#### Task
Filter for the word "React" and keep each matching line.
>> start
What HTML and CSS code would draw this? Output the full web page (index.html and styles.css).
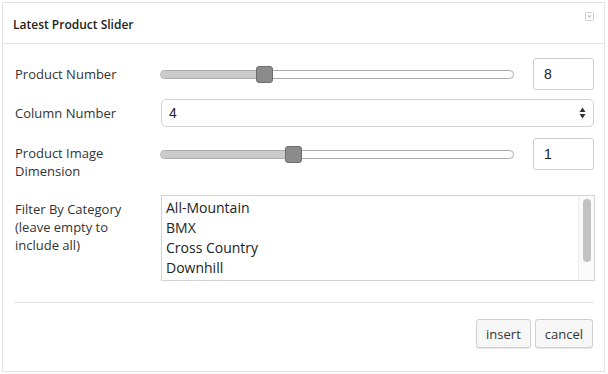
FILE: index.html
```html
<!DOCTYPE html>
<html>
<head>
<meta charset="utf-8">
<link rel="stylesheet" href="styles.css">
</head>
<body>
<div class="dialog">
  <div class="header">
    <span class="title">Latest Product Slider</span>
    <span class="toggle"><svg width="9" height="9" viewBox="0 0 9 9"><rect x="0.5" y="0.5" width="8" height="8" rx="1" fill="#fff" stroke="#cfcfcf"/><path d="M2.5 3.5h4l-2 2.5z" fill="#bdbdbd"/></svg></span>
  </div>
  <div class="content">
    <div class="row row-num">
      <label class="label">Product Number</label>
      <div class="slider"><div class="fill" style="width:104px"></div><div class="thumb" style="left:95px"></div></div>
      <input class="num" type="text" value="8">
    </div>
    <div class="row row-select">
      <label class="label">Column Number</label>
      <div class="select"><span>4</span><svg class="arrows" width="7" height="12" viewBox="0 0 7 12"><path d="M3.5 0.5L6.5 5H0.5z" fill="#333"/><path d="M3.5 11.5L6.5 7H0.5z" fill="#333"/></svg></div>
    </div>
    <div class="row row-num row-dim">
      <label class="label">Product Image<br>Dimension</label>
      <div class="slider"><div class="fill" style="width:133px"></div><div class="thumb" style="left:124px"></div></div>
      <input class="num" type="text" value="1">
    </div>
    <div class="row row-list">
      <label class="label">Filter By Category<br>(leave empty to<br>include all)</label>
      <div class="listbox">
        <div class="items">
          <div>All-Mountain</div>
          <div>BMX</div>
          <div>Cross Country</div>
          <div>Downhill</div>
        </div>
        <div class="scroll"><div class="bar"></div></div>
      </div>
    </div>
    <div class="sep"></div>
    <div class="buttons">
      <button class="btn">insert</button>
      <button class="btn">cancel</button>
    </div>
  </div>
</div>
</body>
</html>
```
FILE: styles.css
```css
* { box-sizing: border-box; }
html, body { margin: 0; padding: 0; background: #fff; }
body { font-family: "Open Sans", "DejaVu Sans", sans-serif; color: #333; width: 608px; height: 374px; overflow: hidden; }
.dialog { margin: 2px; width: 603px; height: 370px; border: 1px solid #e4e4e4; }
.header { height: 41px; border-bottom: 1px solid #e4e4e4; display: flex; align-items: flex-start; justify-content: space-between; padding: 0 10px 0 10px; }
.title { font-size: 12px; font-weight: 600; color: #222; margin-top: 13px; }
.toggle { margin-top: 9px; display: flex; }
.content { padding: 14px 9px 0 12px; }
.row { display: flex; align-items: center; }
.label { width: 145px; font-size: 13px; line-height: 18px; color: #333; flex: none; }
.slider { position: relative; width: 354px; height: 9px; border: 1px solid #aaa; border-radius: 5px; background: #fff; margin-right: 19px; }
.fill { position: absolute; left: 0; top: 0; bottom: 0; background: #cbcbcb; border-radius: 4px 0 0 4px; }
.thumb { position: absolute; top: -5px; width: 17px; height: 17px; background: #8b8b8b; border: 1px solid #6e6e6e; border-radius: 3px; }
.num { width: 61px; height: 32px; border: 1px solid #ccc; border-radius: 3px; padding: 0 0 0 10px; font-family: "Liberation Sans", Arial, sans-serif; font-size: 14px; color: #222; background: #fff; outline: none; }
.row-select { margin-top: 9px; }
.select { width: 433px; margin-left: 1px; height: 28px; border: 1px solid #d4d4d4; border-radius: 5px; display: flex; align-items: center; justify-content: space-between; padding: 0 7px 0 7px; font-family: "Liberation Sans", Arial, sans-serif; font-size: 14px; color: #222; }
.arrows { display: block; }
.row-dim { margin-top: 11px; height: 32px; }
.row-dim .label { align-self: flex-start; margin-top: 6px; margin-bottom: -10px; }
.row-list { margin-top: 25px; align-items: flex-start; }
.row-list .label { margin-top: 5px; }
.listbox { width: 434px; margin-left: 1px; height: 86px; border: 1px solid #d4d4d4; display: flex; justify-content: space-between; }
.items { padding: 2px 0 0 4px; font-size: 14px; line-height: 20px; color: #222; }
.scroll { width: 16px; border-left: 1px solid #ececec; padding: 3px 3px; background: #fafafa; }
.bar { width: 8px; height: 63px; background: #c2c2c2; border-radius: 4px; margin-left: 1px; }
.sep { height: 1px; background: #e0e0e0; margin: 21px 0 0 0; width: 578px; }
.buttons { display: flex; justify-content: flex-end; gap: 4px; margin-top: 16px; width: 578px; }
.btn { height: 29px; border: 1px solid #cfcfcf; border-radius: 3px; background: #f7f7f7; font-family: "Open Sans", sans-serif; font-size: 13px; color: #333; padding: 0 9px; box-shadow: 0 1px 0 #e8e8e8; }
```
>> end
>> start
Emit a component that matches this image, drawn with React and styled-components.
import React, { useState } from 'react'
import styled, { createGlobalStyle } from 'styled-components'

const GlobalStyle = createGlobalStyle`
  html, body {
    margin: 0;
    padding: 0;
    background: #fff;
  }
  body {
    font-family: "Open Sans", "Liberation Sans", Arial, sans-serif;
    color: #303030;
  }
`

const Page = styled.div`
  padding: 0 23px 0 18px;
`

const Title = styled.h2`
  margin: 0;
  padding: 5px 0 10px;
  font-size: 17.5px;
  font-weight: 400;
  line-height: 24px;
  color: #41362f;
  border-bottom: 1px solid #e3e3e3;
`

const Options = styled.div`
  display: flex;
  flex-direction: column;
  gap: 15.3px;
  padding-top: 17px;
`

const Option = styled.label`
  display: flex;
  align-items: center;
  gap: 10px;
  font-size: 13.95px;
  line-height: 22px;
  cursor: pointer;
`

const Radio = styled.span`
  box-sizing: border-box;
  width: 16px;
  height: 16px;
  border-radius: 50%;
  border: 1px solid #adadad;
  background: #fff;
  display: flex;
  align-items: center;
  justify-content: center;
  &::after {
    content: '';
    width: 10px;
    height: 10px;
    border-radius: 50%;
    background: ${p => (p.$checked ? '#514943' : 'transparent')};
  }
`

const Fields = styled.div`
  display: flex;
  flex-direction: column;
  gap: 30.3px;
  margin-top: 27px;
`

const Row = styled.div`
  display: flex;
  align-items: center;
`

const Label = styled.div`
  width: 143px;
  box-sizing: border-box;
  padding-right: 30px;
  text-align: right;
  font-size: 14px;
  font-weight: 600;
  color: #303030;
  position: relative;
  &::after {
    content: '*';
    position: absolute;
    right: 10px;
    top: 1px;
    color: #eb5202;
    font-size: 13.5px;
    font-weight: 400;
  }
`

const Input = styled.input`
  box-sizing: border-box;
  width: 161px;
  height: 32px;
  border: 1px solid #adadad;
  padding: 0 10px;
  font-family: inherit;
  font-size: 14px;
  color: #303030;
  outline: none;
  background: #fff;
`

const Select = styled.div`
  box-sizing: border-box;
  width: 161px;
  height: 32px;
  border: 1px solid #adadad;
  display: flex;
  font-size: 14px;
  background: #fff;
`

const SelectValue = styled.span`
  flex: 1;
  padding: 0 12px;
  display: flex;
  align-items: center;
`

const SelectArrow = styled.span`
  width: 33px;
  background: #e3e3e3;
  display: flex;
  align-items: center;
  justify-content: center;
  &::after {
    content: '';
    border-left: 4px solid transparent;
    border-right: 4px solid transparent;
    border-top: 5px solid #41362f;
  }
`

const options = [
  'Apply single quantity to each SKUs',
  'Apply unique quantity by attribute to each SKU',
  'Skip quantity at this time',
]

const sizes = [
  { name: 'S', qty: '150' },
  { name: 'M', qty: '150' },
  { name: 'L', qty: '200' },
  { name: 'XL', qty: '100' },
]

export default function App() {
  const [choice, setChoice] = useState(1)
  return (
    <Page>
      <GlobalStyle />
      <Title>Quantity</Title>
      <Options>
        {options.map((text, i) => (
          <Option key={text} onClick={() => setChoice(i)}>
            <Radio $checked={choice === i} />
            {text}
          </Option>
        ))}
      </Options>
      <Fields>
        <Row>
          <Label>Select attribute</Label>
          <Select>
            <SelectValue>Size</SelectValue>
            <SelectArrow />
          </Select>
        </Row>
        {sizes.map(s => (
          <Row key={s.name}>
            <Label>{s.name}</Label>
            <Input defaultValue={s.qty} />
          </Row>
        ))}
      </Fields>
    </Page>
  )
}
>> end
#### Exercise result
Emit a component that matches this image, drawn with React and styled-components.
import React, { useState } from 'react'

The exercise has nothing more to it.